Exercise details -
Can you write out every line from the start of the records below through the line containing "import React from 'react';", leaving out any pictures?
## begin Entries supplied
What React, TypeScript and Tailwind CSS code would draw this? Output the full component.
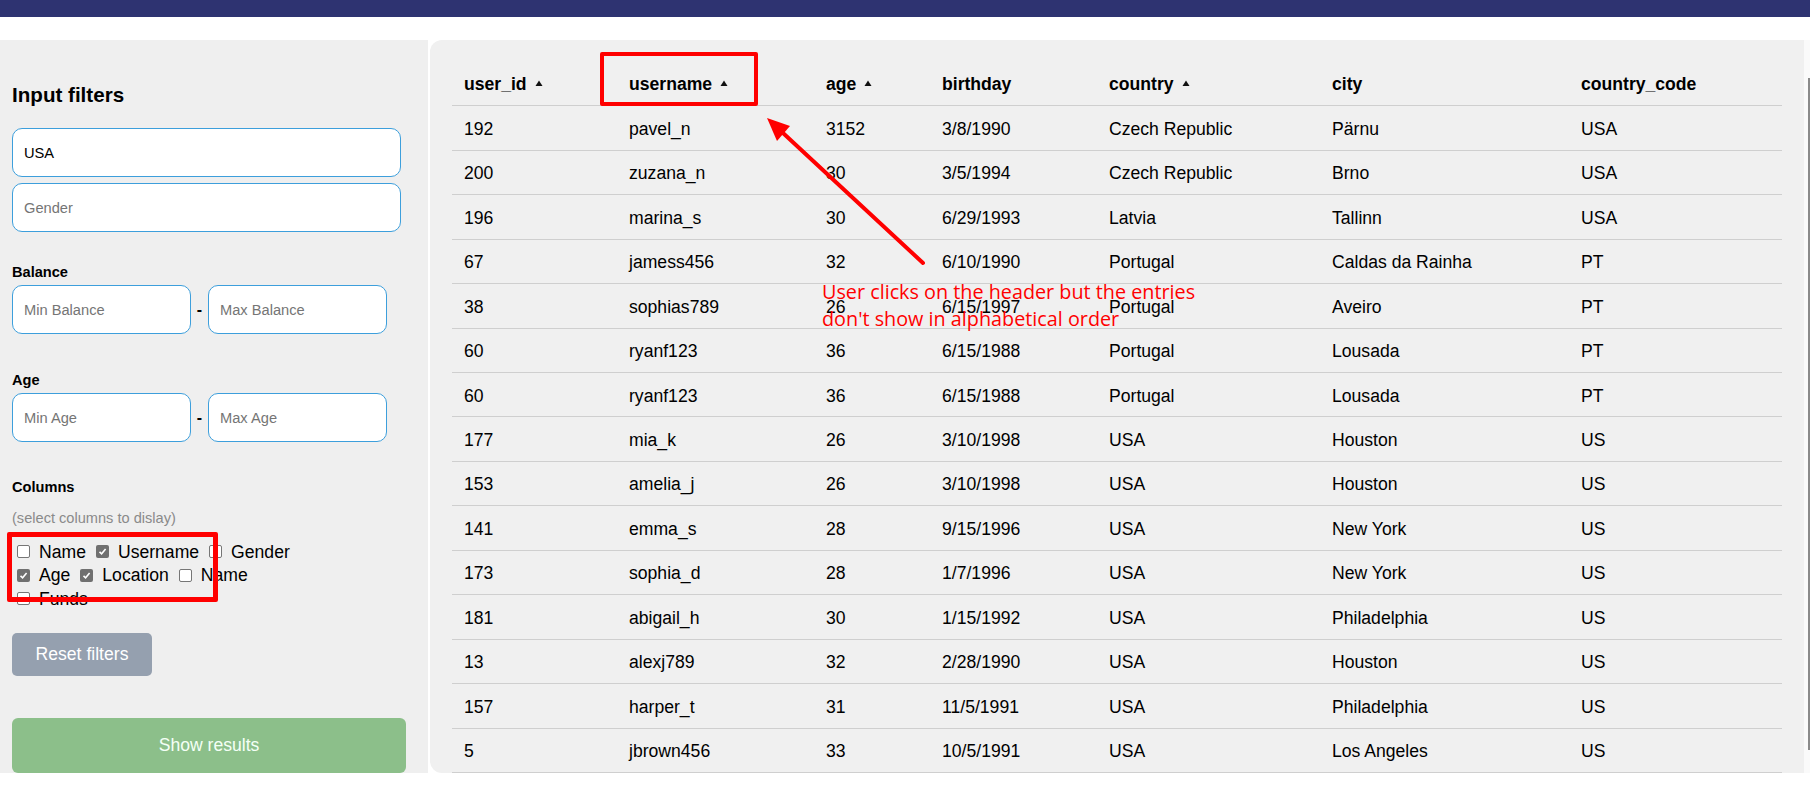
import React from 'react';

const rows = [
  ['192', 'pavel_n', '3152', '3/8/1990', 'Czech Republic', 'Pärnu', 'USA'],
  ['200', 'zuzana_n', '30', '3/5/1994', 'Czech Republic', 'Brno', 'USA'],
  ['196', 'marina_s', '30', '6/29/1993', 'Latvia', 'Tallinn', 'USA'],
  ['67', 'jamess456', '32', '6/10/1990', 'Portugal', 'Caldas da Rainha', 'PT'],
  ['38', 'sophias789', '26', '6/15/1997', 'Portugal', 'Aveiro', 'PT'],
  ['60', 'ryanf123', '36', '6/15/1988', 'Portugal', 'Lousada', 'PT'],
  ['60', 'ryanf123', '36', '6/15/1988', 'Portugal', 'Lousada', 'PT'],
  ['177', 'mia_k', '26', '3/10/1998', 'USA', 'Houston', 'US'],
  ['153', 'amelia_j', '26', '3/10/1998', 'USA', 'Houston', 'US'],
  ['141', 'emma_s', '28', '9/15/1996', 'USA', 'New York', 'US'],
  ['173', 'sophia_d', '28', '1/7/1996', 'USA', 'New York', 'US'],
  ['181', 'abigail_h', '30', '1/15/1992', 'USA', 'Philadelphia', 'US'],
  ['13', 'alexj789', '32', '2/28/1990', 'USA', 'Houston', 'US'],
  ['157', 'harper_t', '31', '11/5/1991', 'USA', 'Philadelphia', 'US'],
  ['5', 'jbrown456', '33', '10/5/1991', 'USA', 'Los Angeles', 'US'],
];

const columns = [
  { key: 'user_id', sort: true },
  { key: 'username', sort: true },
  { key: 'age', sort: true },
  { key: 'birthday', sort: false },
  { key: 'country', sort: true },
  { key: 'city', sort: false },
  { key: 'country_code', sort: false },
];

// fixed column widths: 165 197 116 167 223 249 213
const gridCols = 'grid grid-cols-[165px_197px_116px_167px_223px_249px_213px]';

const checkboxes = [
  { label: 'Name', checked: false },
  { label: 'Username', checked: true },
  { label: 'Gender', checked: false },
  { label: 'Age', checked: true },
  { label: 'Location', checked: true },
  { label: 'Name', checked: false },
  { label: 'Funds', checked: false },
];

function SortCaret() {
  return (
    <svg width="8" height="7" viewBox="0 0 8 7" className="ml-[8px] inline-block -translate-y-[2px]">
      <path d="M4 0.5 L7.5 6 L0.5 6 Z" fill="#111" />
    </svg>
  );
}

function Check({ checked }: { checked: boolean }) {
  if (checked) {
    return (
      <span className="flex h-[13px] w-[13px] items-center justify-center rounded-[2px] bg-[#707070]">
        <svg width="9" height="9" viewBox="0 0 9 9">
          <path d="M1.5 4.8 L3.6 6.8 L7.6 2" fill="none" stroke="white" strokeWidth="1.6" />
        </svg>
      </span>
    );
  }
  return <span className="h-[13px] w-[13px] rounded-[2px] border border-[#767676] bg-white" />;
}

const inputCls =
  'h-[49px] rounded-[10px] border border-[#3d9fdc] bg-white px-[11px] text-[14.67px] text-black outline-none placeholder:text-[#757575]';

export default function App() {
  return (
    <div className="relative h-[786px] w-[1810px] overflow-hidden bg-white font-['Liberation_Sans',Arial,sans-serif] text-black">
      <div className="h-[17px] bg-[#2e3371]" />

      <div className="mt-[23px] flex h-[733px]">
        {/* Filters */}
        <aside className="flex w-[428px] flex-col bg-[#efefef] pl-[12px]">
          <h3 className="mt-[43px] text-[20.6px] font-bold leading-[24px]">Input filters</h3>
          <input className={`${inputCls} mt-[21px] w-[389px]`} defaultValue="USA" />
          <input className={`${inputCls} mt-[6px] w-[389px]`} placeholder="Gender" />

          <h5 className="mt-[31.5px] text-[14.6px] font-bold leading-[17px]">Balance</h5>
          <div className="mt-[4.5px] flex items-center">
            <input className={`${inputCls} w-[179px]`} placeholder="Min Balance" />
            <span className="w-[17px] text-center text-[16px] font-bold">-</span>
            <input className={`${inputCls} w-[179px]`} placeholder="Max Balance" />
          </div>

          <h5 className="mt-[37.5px] text-[14.6px] font-bold leading-[17px]">Age</h5>
          <div className="mt-[4.5px] flex items-center">
            <input className={`${inputCls} w-[179px]`} placeholder="Min Age" />
            <span className="w-[17px] text-center text-[16px] font-bold">-</span>
            <input className={`${inputCls} w-[179px]`} placeholder="Max Age" />
          </div>

          <h5 className="mt-[36.5px] text-[14.6px] font-bold leading-[17px]">Columns</h5>
          <p className="mt-[14px] text-[14.6px] leading-[17px] text-[#8a8a8a]">(select columns to dislay)</p>
          <div className="ml-[5px] mt-[13.5px] flex w-[300px] flex-wrap">
            {checkboxes.map((c, i) => (
              <label key={i} className="mr-[10px] flex h-[23.5px] items-center text-[17.6px]">
                <Check checked={c.checked} />
                <span className="ml-[9px]">{c.label}</span>
              </label>
            ))}
          </div>

          <button className="mt-[22px] h-[43px] w-[140px] rounded-[5px] bg-[#95a0af] text-[17.6px] text-white">
            Reset filters
          </button>
          <button className="mt-[42px] h-[55px] w-[394px] rounded-[6px] bg-[#8cbf8a] text-[17.6px] text-[#f4fff6]">
            Show results
          </button>
        </aside>

        <div className="w-[2px]" />

        {/* Results table */}
        <main className="w-[1374px] rounded-l-[12px] bg-[#f0f0f0] px-[22px] pt-[22px] text-[17.6px]">
          <div className={`${gridCols} h-[44.4px] items-center border-b border-[#cfcfcf] pt-[1px] font-bold`}>
            {columns.map(c => (
              <div key={c.key} className="pl-[12px]">
                {c.key}
                {c.sort && <SortCaret />}
              </div>
            ))}
          </div>
          {rows.map((r, i) => (
            <div key={i} className={`${gridCols} h-[44.45px] items-center border-b border-[#cfcfcf] pt-[2px]`}>
              {r.map((v, j) => (
                <div key={j} className="pl-[12px]">{v}</div>
              ))}
            </div>
          ))}
        </main>

        {/* page scrollbar */}
        <div className="relative w-[6px] bg-[#fafafa]">
          <div className="absolute right-0 top-[38px] h-[672px] w-[2px] bg-[#8a8a8a]" />
        </div>
      </div>

      {/* Annotations */}
      <div className="absolute left-[7px] top-[532px] h-[70px] w-[211px] rounded-[2px] border-[5px] border-[#ff0000]" />
      <div className="absolute left-[600px] top-[52px] h-[54px] w-[158px] rounded-[2px] border-[4px] border-[#ff0000]" />
      <svg className="absolute left-0 top-0" width="1810" height="786">
        <line x1="923" y1="263" x2="783" y2="133" stroke="#ff0000" strokeWidth="4" strokeLinecap="round" />
        <polygon points="767,118 790,126 777,141" fill="#ff0000" />
      </svg>
      <div className="absolute left-[822px] top-[278px] font-['Open_Sans','Noto_Sans',sans-serif] text-[19.8px] leading-[27px] text-[#ff0000]">
        User clicks on the header but the entries
        <br />
        don't show in alphabetical order
      </div>
    </div>
  );
}
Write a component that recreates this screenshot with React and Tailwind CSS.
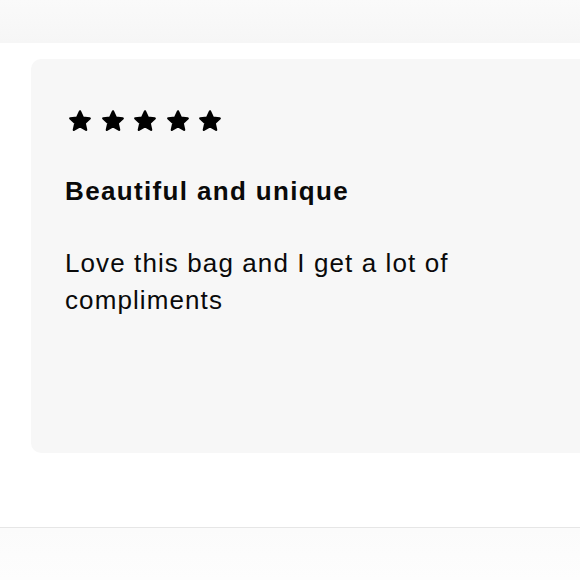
import React from "react";

function Star() {
  return (
    <svg width="24" height="24" viewBox="0 0 24 24" className="block">
      <polygon
        points="12,2.4 14.9,8.7 21.7,9.4 16.6,14 18.1,20.8 12,17.3 5.9,20.8 7.4,14 2.3,9.4 9.1,8.7"
        fill="#000"
        stroke="#000"
        strokeWidth="2.4"
        strokeLinejoin="round"
      />
    </svg>
  );
}

export default function App() {
  return (
    <div
      className="w-[580px] h-[580px] overflow-hidden bg-white flex flex-col"
      style={{ fontFamily: '"Liberation Sans", Arial, sans-serif' }}
    >
      <div className="h-[43px] shrink-0 bg-gradient-to-b from-[#fafafa] to-[#f6f6f6]" />
      <div className="mt-[16px] ml-[31px] w-[620px] h-[394px] shrink-0 rounded-[10px] bg-[#f7f7f7] pt-[50px] pl-[37px]">
        <div className="flex gap-[8.5px]">
          <Star />
          <Star />
          <Star />
          <Star />
          <Star />
        </div>
        <h2 className="mt-[42px] -ml-[3px] text-[26px] leading-[32px] font-bold tracking-[1.35px] text-[#0a0a0a]">
          Beautiful and unique
        </h2>
        <p className="mt-[38px] -ml-[3px] w-[430px] text-[26px] leading-[37px] tracking-[1.1px] text-[#0a0a0a]">
          Love this bag and I get a lot of compliments
        </p>
      </div>
      <div className="mt-[74px] shrink-0 h-px bg-[#e6e6e6]" />
      <div className="flex-1 bg-gradient-to-b from-[#fbfbfb] to-[#fdfdfd]" />
    </div>
  );
}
## end Entries supplied
Response to the task -
What React, TypeScript and Tailwind CSS code would draw this? Output the full component.
import React from 'react';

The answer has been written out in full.